There are many organic things in my life, but one thing stood out in my mind, and I couldn’t think of anything more organic than Aaron’s birth and our life since then.  My pregnancy and preparation for our birth really put us on an “organic” path.  I finally had some direction and thoughts on this quilt.

Here’s the quilt I finally came up with (click the images to make them larger):

 

The quilt top was pieced using only Aaron’s old flat-fold cloth diapers (yes, that makes me an old-school cloth diaperer!).  I wanted to dye them in a red, white and blue theme, which has followed Aaron since before he was born.  But it felt wrong to dip the diapers into commercial dye. So I got inventive and learned how to dye fabric using only fruits and vegetables.

 

It worked beautifully for the most part.  I tried a range of fruits and vegetables and ended up with red beets, red cabbage, blueberries, blackberries and raspberries.

 

 

The downside to dying with only natural items is that the colors are somewhat muted and they came out looking more pink and gray than red and blue.  So I quilted the top with red, white and blue threads to accentuate them.

 

 

I selected several photos surrounding Aaron’s birth and printed them on fabric to sew on to the quilt.  I took some recycled, organic tea bags (which I always have an abundance of) and made use of them.  My midwives, Beth and Joy, kept a labor and birth flow chart the entire time I was in labor.  This is something that is so important and sentimental.  My labor and birth were somewhat of a blur to me, so to be able to go back and read exactly what happened when (including a few funny moments!), is amazing.  I shrunk them down about 60% and printed them onto the tea bags and sewed them on to the quilt in the four corners.

In the center, I hand stitched his name using Size 8 pearl cotton.  Below that, I sewed the information that was in his birth announcements to his little organic cotton cap he wore when he was first born.

 

 

The backing was made using a variety of patriotic print scraps I have from other projects.  I haven’t done it yet, but I’m going to use some of the homemade cloth wipes I made before he was born as a background when I attach my quilt labels.  I also feel like I wasn’t really able to tell the story of Aaron’s birth, so I am going to create a cloth pocket for the back, and print his entire birth story on fabric and put it in the envelope.  This way if it accidentally gets washed, it’ll still be intact and readable.  This is an heirloom quilt I want him to have his whole life that he can pass on to his kids, grandkids, etc.

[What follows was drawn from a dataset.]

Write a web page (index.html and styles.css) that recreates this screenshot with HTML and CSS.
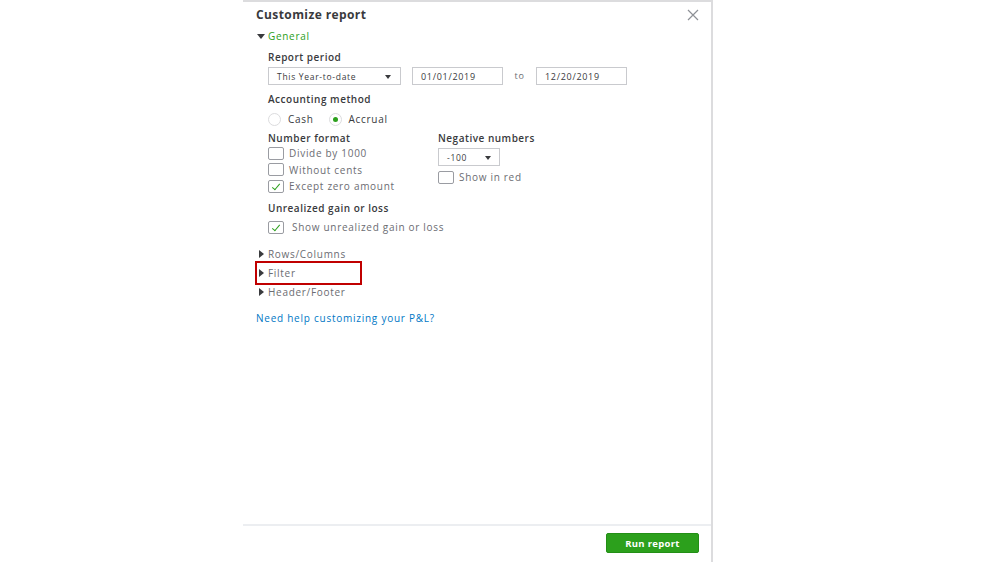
FILE: index.html
```html
<!DOCTYPE html>
<html>
<head lang="en">
	<meta charset="UTF-8">
	<title>Customize report</title>
	<link rel="stylesheet" href="styles.css">
</head>
<body>
<div class="panel">
	<div class="panel_body">
		<div class="head">
			<h1>Customize report</h1>
			<svg class="close" width="12" height="12" viewBox="0 0 12 12"><path d="M1 1L11 11M11 1L1 11" stroke="#8d9096" stroke-width="1.2" fill="none"/></svg>
		</div>
		<div class="section_title open"><span class="tri down"></span>General</div>
		<div class="general">
			<h2>Report period</h2>
			<div class="period">
				<div class="select wide">This Year-to-date<span class="caret"></span></div>
				<div class="input">01/01/2019</div>
				<span class="to">to</span>
				<div class="input">12/20/2019</div>
			</div>
			<h2>Accounting method</h2>
			<div class="radios">
				<label><span class="radio"></span>Cash</label>
				<label><span class="radio on"></span>Accrual</label>
			</div>
			<div class="cols">
				<div class="col">
					<h2>Number format</h2>
					<label class="check"><span class="box"></span>Divide by 1000</label>
					<label class="check"><span class="box"></span>Without cents</label>
					<label class="check"><span class="box on"></span>Except zero amount</label>
				</div>
				<div class="col right">
					<h2>Negative numbers</h2>
					<div class="select small">-100<span class="caret"></span></div>
					<label class="check"><span class="box"></span>Show in red</label>
				</div>
			</div>
			<h2 class="unreal">Unrealized gain or loss</h2>
			<label class="check wide_gap"><span class="box on"></span>Show unrealized gain or loss</label>
		</div>
		<ul class="sections">
			<li><span class="tri"></span>Rows/Columns</li>
			<li class="marked"><span class="tri"></span>Filter</li>
			<li><span class="tri"></span>Header/Footer</li>
		</ul>
		<a class="help" href="#">Need help customizing your P&amp;L?</a>
	</div>
	<div class="foot">
		<button class="run">Run report</button>
	</div>
</div>
</body>
</html>
```
FILE: styles.css
```css
*{
	margin:0;
	padding:0;
	box-sizing:border-box;
	font-family:"Open Sans","Noto Sans",sans-serif;
}
body{
	background:#fff;
	color:#393a3d;
	font-size:10px;
	letter-spacing:0.7px;
}
.panel{
	width:470px;
	height:562px;
	margin-left:243px;
	border-top:2px solid #dcdcde;
	border-right:2px solid #dcdcde;
	display:flex;
	flex-direction:column;
}
.panel_body{
	flex:1;
	padding:4px 0 0 13px;
}
.head{
	display:flex;
	justify-content:space-between;
	align-items:center;
	padding-right:12px;
	height:16px;
}
h1{
	font-size:12px;
	font-weight:700;
	letter-spacing:0.4px;
	color:#393a3d;
}
.close{
	margin-top:1px;
}
.section_title{
	margin-top:8px;
	display:flex;
	align-items:center;
	color:#2ca01c;
	font-size:10px;
	line-height:13px;
}
.tri{
	display:inline-block;
	width:0;
	height:0;
	border-left:5px solid #393a3d;
	border-top:4px solid transparent;
	border-bottom:4px solid transparent;
	margin-right:4px;
}
.tri.down{
	border-top:5px solid #393a3d;
	border-left:4px solid transparent;
	border-right:4px solid transparent;
	border-bottom:0;
	margin-left:1px;
	margin-right:3px;
}
.general{
	padding-left:12px;
}
h2{
	font-size:10px;
	line-height:13px;
	font-weight:600;
	letter-spacing:0.5px;
	color:#393a3d;
	margin-top:8px;
	margin-bottom:3px;
}
.period{
	display:flex;
	align-items:center;
	margin-bottom:2px;
}
.select, .input{
	height:18px;
	border:1px solid #c9cace;
	display:flex;
	align-items:center;
	padding-left:8px;
	font-size:8.5px;
	color:#393a3d;
	position:relative;
}
.input{
	width:91px;
	font-size:9px;
}
.select.wide{
	width:133px;
	margin-right:11px;
}
.to{
	width:33px;
	text-align:center;
	font-size:9px;
	color:#6b6c72;
	margin-top:-2px;
}
.caret{
	position:absolute;
	right:9px;
	top:7px;
	border-top:4px solid #393a3d;
	border-left:3.5px solid transparent;
	border-right:3.5px solid transparent;
}
.radios{
	display:flex;
	gap:15px;
	margin-top:6px;
}
.radios label, .check{
	display:flex;
	align-items:center;
	font-size:10px;
	color:#393a3d;
}
.radio{
	width:13px;
	height:13px;
	border:1px solid #dcdcde;
	border-radius:50%;
	margin-right:7px;
	position:relative;
}
.radio.on::after{
	content:"";
	position:absolute;
	left:3px;
	top:3px;
	width:5px;
	height:5px;
	border-radius:50%;
	background:#2ca01c;
}
.cols{
	display:flex;
}
.col{
	width:170px;
}
.col h2{
	margin-top:6px;
	margin-bottom:0;
}
.col.right h2{
	margin-bottom:3px;
}
.check{
	height:16.6px;
	color:#6b6c72;
}
.box{
	width:16px;
	height:13px;
	border:1px solid #9a9ca2;
	border-radius:2px;
	margin-right:5px;
	position:relative;
}
.box.on::after{
	content:"";
	position:absolute;
	left:5px;
	top:1px;
	width:3px;
	height:7px;
	border-right:1.5px solid #2ca01c;
	border-bottom:1.5px solid #2ca01c;
	transform:rotate(40deg);
}
.select.small{
	width:62px;
	margin-bottom:3px;
}
.select.small .caret{
	right:8px;
}
.wide_gap .box{
	margin-right:8px;
}
h2.unreal{
	margin-top:7px;
	margin-bottom:4px;
}
.sections{
	list-style:none;
	margin-top:9px;
}
.sections li{
	display:flex;
	align-items:center;
	height:19px;
	font-size:10px;
	color:#6b6c72;
	position:relative;
	padding-left:3px;
}
.sections li .tri{
	margin-right:4px;
}
.marked::after{
	content:"";
	position:absolute;
	left:-1px;
	top:-2px;
	width:107px;
	height:24px;
	box-sizing:border-box;
	border:2px solid #c00000;
}
.help{
	display:block;
	margin-top:11px;
	color:#0077c5;
	text-decoration:none;
	font-size:10px;
	line-height:13px;
	letter-spacing:0.75px;
}
.foot{
	border-top:2px solid #eceef1;
	height:38px;
	display:flex;
	justify-content:flex-end;
	align-items:center;
	padding-right:12px;
}
.run{
	background:#2ca01c;
	color:#fff;
	border:1px solid #238f16;
	border-radius:2px;
	width:93px;
	height:20px;
	font-size:9.5px;
	font-weight:700;
	letter-spacing:0.3px;
	margin-top:-2px;
}
```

One of the mottos of my business is that I can make a quilt out of anything, and I think this just about proves it!

The quilt was entered into Project Modern’s Challenge last week (with 48 hours to spare!), and might also make an appearance in the East Cobb Quilt Guild show, one of the largest in Georgia, should it be accepted.  I’m excited, because it will be my first quilt show.  The show is in September, and I’ll find out next month if it was accepted.

One comment


  • That made me happy to read this and how you honored this experience.